Hotter Colder
时间: 1ms 内存:64M
描述:
The children's game Hotter Colder is played as follows. Player A leaves the room while player B hides an object somewhere within. Player A re-enters at position (0, 0) and then visits various other locations about the room. When player A visits a new position, player B announces ``Hotter" if this position is closer to the object than the previous position, ``Colder" if it is farther, and ``Same" if it is the same distance.
输入:
Input consists of up to 50 lines, each containing an (x, y)-coordinate pair followed by ``Hotter'', ``Colder'', or ``Same''. Each pair represents a position within the room, which may be assumed to be a square with opposite corners at (0,0) and (10,10).
输出:
For each line of input, print a line giving the total area of the region in which the object may have been placed, to two decimal places.
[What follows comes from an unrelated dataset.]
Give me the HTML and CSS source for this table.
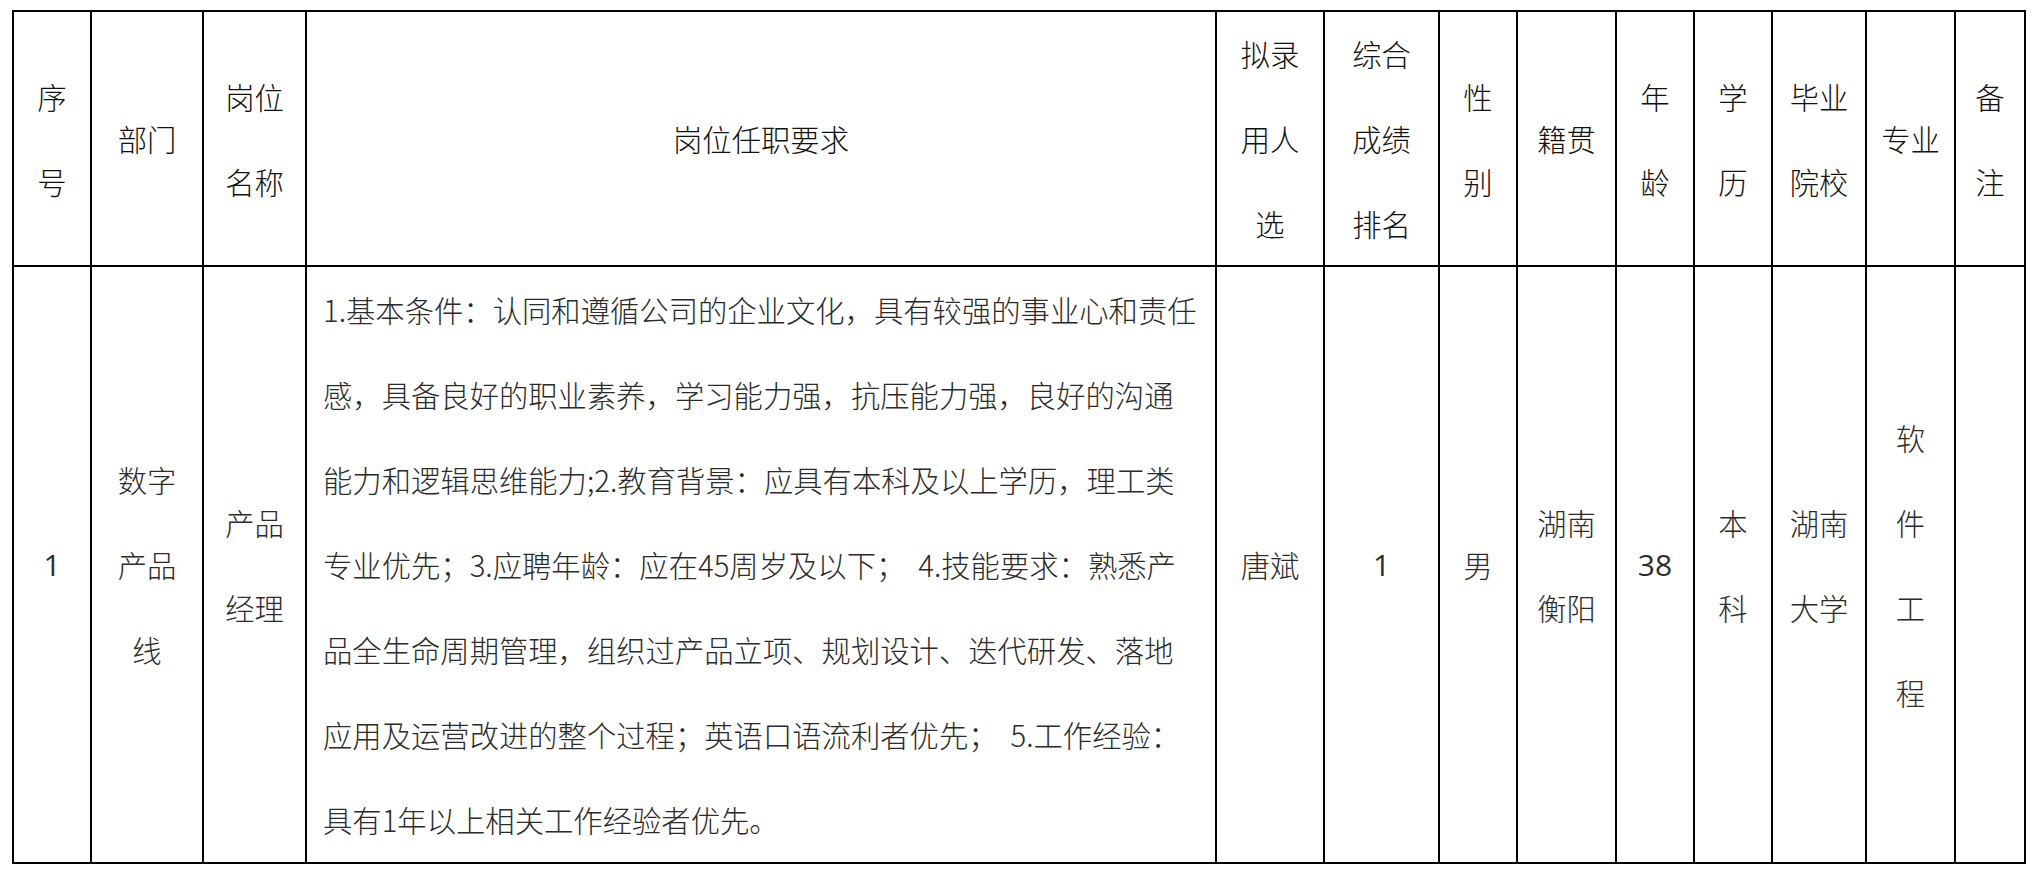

If there is no such region, output ``0.00''.
示例输入:
10.0 10.0 Colder
10.0 0.0 Hotter
0.0 0.0 Colder
10.0 10.0 Hotter
示例输出:
50.00
37.50
12.50
0.00
提示:
参考答案(内存最优[2160]):
#include <stdio.h>
#include <iostream>
#include <algorithm>
#include <stdlib.h>
#include <string.h>
#include <math.h>
#include <queue>
using namespace std;
#define INF 10000000
#define eps 1e-8
#define pi acos(-1.0)
typedef long long ll;
int dcmp(double x){
if(fabs(x)<eps)return 0;
return x>0?1:-1;
}
struct Point{
double x,y;
Point(double _x=0,double _y=0){
x=_x;y=_y;
}
};
Point operator + (const Point &a,const Point &b){
return Point(a.x+b.x,a.y+b.y);
}
Point operator - (const Point &a,const Point &b){
return Point(a.x-b.x,a.y-b.y);
}
Point operator * (const Point &a,const double &p){
return Point(a.x*p,a.y*p);
}
Point operator / (const Point &a,const double &p){
return Point(a.x/p,a.y/p);
}
bool operator < (const Point &a,const Point &b){
return a.x<b.x||(a.x==b.x&&a.y<b.y);
}
bool operator == (const Point &a,const Point &b){
return dcmp(a.x-b.x)==0&&dcmp(a.y-b.y)==0;
}
double Dot(Point a,Point b){
return a.x*b.x+a.y*b.y;
}
double Length(Point a){
return sqrt(Dot(a,a));
}
double Angle(Point a,Point b){
return acos(Dot(a,b)/Length(a)/Length(b));
}
double angle(Point a){
return atan2(a.y,a.x);
}
double Cross(Point a,Point b){
return a.x*b.y-a.y*b.x;
}
Point vecunit(Point a){
return a/Length(a);
}
Point Normal(Point a){
return Point(-a.y,a.x)/Length(a);
}
Point Rotate(Point a,double rad){
return Point(a.x*cos(rad)-a.y*sin(rad),a.x*sin(rad)+a.y*cos(rad));
}
double Area2(Point a,Point b,Point c){
return Length(Cross(b-a,c-a));
}
struct Line{
Point p,v;
double ang;
Line(){};
Line(Point p,Point v):p(p),v(v){
ang=atan2(v.y,v.x);
}
bool operator < (const Line &L) const {
return ang<L.ang;
}
};
bool OnLeft(const Line &L,const Point &p){
return dcmp(Cross(L.v,p-L.p))>=0;
}
Point GetLineIntersection(Point p,Point v,Point q,Point w){
Point u=p-q;
double t=Cross(w,u)/Cross(v,w);
return p+v*t;
}
Point GetLineIntersection(Line a,Line b){
return GetLineIntersection(a.p,a.v,b.p,b.v);
}
vector<Point> HPI(vector<Line> L){
int n=L.size();
sort(L.begin(),L.end());//将所有半平面按照极角排序。
int first,last;
vector<Point> p(n);
vector<Line> q(n);
vector<Point> ans;
q[first=last=0]=L[0];
for(int i=1;i<n;i++){
while(first<last&&!OnLeft(L[i],p[last-1]))last--;//删除顶部的半平面
while(first<last&&!OnLeft(L[i],p[first]))first++;//删除底部的半平面
q[++last]=L[i];//将当前的半平面假如双端队列顶部。
if(fabs(Cross(q[last].v,q[last-1].v))<eps){//对于极角相同的,选择性保留一个。
last--;
if(OnLeft(q[last],L[i].p))q[last]=L[i];
}
if(first<last)p[last-1]=GetLineIntersection(q[last-1],q[last]);//计算队列顶部半平面交点。
}
while(first<last&&!OnLeft(q[first],p[last-1]))last--;//删除队列顶部的无用半平面。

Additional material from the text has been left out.